Sr. Site Reliability Engineer - Vipre

Operations Vancouver, British Columbia


Position at j2 Cloud Services

The Systems Engineer reports to the Director of Network Operations as a key team member adding to our collective DevSecOps culture on the Site Reliability Engineering (SRE) team. This position will have a direct impact on production operations for a large multi-site Linux infrastructure providing internet security solutions for domestic and international markets. 


As a Systems Engineer you will work closely with members of the Systems Operations team to build, manage and maintain a suite of online security products.
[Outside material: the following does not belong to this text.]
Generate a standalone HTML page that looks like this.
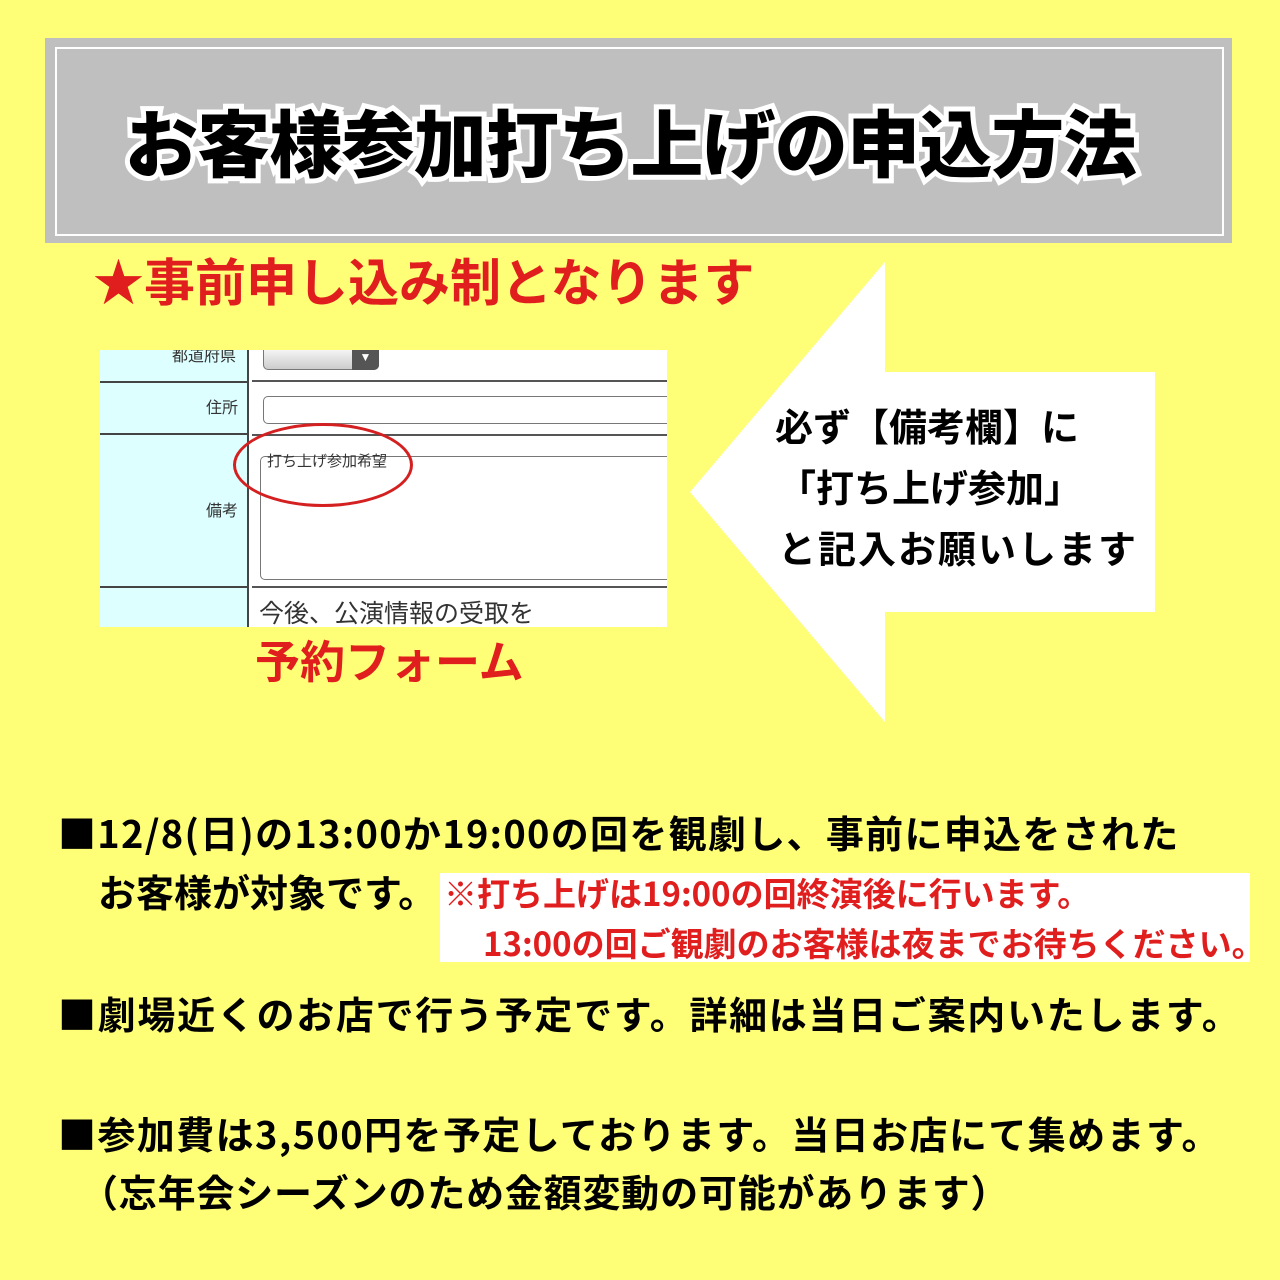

This is a high-profile opportunity within a highly profitable and very dynamic high-tech company. We've established a strong foundation to make us the undisputed leader in our space. Now we need to add an experienced, collaborative, and passionate DevOps professional to help us grow, support, and maintain our services for our customers.

Job Duties:

  • Responsible for maintaining and continually exceeding our published SLA’s in the production environment.
  • Design and improve system monitoring (including; instrumentation, observability, and alerting)
  • Reviewing and improving CI/CD pipeline and system configuration.
  • Oversee software and configuration changes to production environment
  • Work closely with development teams to ensure new features and changes meet technical design and operational friendliness goals.
  • Work closely with systems administration teams to ensure production issues are escalated and triaged appropriately. Participate in retrospective meetings.
  • Execute project work required for new business initiatives such as; non-function requirement gathering and implementation; reviewing system security requirements; new product and feature rollout planning; respond to non-planned events such as urgent system security upgrades.
  • Maintain and enhance our platform of internet and email security solutions by creating tooling and automation.
  • Interface with Systems Administration and Development teams to maintain SLA, uptime, and security requirements.
  • Troubleshoot, manage, and resolve problem tickets for application errors and emerging security threats.
  • Perform capacity analysis and provide forecasts for required infrastructure capacity increases.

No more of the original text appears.